Is Guru in the 9th house good for family life?

The ninth house is the bhava of dharma, fortune, father, and guru, and Guru placed in his own karaka bhava there is read in Phaladeepika ch 8 as strongly favourable for family harmony and respect among the wise. Within the household the native often becomes the keeper of belief and tradition, the one who carries the family's relationship to ritual, study, and elders. Because the ninth house also governs the father, this placement frequently describes a formative paternal relationship, with the father or a father-figure functioning as an early teacher of values.

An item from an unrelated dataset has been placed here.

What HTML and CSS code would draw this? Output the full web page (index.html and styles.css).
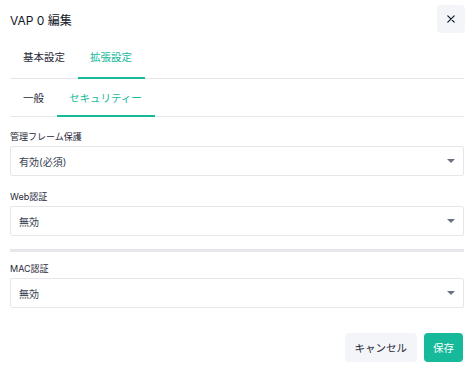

The warmth and steadiness Guru brings tend to anchor the home, though the same idealism that shapes the native's view of a spouse can set a high moral standard for the whole family.

Does Guru in the 9th house delay marriage?

Guru in the ninth house is not classically read as a delaying placement in the way a Shani influence on the seventh house is. The direct marriage signification belongs to the seventh house, the Kalatra Bhava discussed in Phaladeepika ch 10, which is not occupied here, so timing is read from the seventh house, its lord, and the condition of Shukra alongside this placement. What Guru in the ninth does contribute is selectivity: the native waits for a partner who shares their faith and principles and is slow to commit to a bond that lacks that dimension. Any apparent delay is more often a matter of standards than of obstruction, and the bonds formed once the match is found tend to be durable.